Lastly, the shared release cycle creates social pressure to get
patches finished and merged. Anecdotally this seems to be effective.

On the governance questions, see the roles section on
https://www.apache.org/foundation/how-it-works.html#roles

If a part of apache/arrow truly believed that they were being hindered
by being a part of monorepo, we could create a new repository under
apache/ on GitHub for the part that wants to split into a standalone
GitHub repository. That wouldn't change the governance of that code.

- Wes

On Tue, Apr 14, 2020 at 1:26 PM Rémi Dettai  wrote:
>
> This is a follow up on https://issues.apache.org/jira/browse/ARROW-8451.
>
> First thanks for your answer!
>
> It's true that I was also surprised to see all implementations of Arrow
> mixed up in a single repository!
>
> I was really considering the separation of the repositories as a mean to
> separate concerns. I am not 100% sure to understand how it would fragment
> the community but I think I get the point, even though I still believe that
> it is at the cost of extra complexity.
>
> As for the legal protection, I did not take that aspect into consideration,
> and I find it very interesting! What is the PMC exactly and why would
> Datafusion be more exposed in a separate repository?


Follow up on ARROW-8451, datafusion part of Arrow

2020-04-14 Thread Rémi Dettai
This is a follow up on https://issues.apache.org/jira/browse/ARROW-8451.

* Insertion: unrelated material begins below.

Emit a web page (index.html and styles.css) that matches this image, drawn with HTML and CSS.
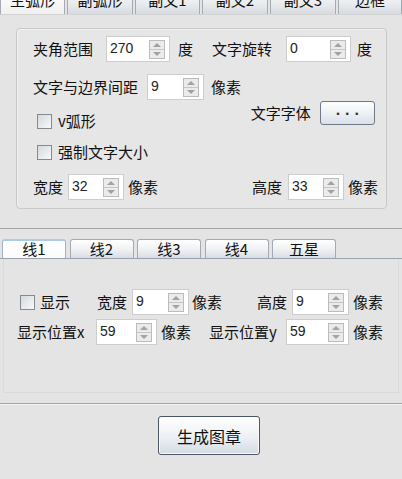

First thanks for your answer!

It's true that I was also surprised to see all implementations of Arrow
mixed up in a single repository!

I was really considering the separation of the repositories as a mean to
separate concerns. I am not 100% sure to understand how it would fragment
the community but I think I get the point, even though I still believe that
it is at the cost of extra complexity.

As for the legal protection, I did not take that aspect into consideration,
and I find it very interesting! What is the PMC exactly and why would
Datafusion be more exposed in a separate repository?